The Curmudgeon


Tuesday, December 28, 2010

Deserving of Charity

As we little people worry about those little problems that affect our petty little lives, such as whether we'll have a job next year and if so, whether it will be paid, let us spare a sympathetic thought for the Lower (formerly Upper) Miliband, who is doing his best to cope with a brutal California winter while agonising about his next career move. It has been suggested that, given his attitude to kidnapping and torture as carried out by the United States, the Lower (formerly Upper) Miliband would make a good US ambassador, although the Lower (formerly Upper) Miliband is apparently wary of the idea, "partly because he is not clear it is a job with real power, rather than a message carrier from the British government to the US". Little people, spare him a thought as you make your own difficult choices between telemarketing and burger-flipping.

The Lower (formerly Upper) Miliband is a "passionate supporter of engaged internationalism", which may possibly mean something, and he did have a chance at being the chief foreign policy representative for the EU; but, international responsibility being more important than partisan politics, he refused the job in order to concentrate on "making Labour electable", in the hope that a new Brown administration would lead inevitably to a Downing Street coup that even a Miliband couldn't cock up and the enthronement of himself as Prime Minister. Unemployed little people, spare him a thought as you make your own difficult choices between heating and eating.

"Another option," suggests Britain's leading liberal newspaper cruelly, "is working in academia, following his father", primogeniture now being the thing for a university post; "but possibly in the US", where the transition of academia from educational enterprise to business plan is presumably more advanced than it is here.
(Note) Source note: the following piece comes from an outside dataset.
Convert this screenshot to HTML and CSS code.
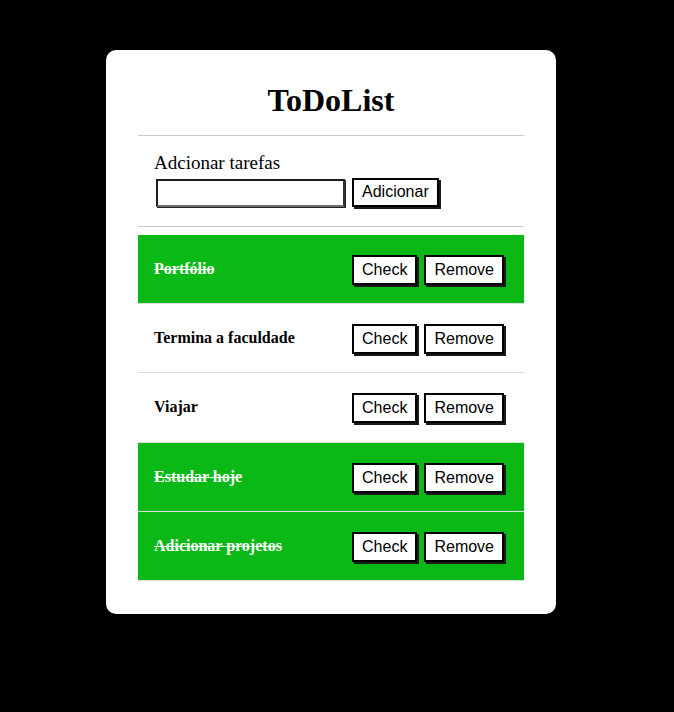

Teenage rioters, spare him a thought.

As he agrees with the Government on most things, the Lower (formerly Upper) Miliband has more or less given up on Parliament since the Labour part of it failed to ratify his entitlement to the leadership, although he makes occasional appearances in the Commons over departmental matters and has also condescended to give evidence to the foreign affairs select committee. His constituents in South Shields evidently know better than to bother him. Little people, as you make ready for a life of bliss seeking employment while running your own public services, spare him a thought.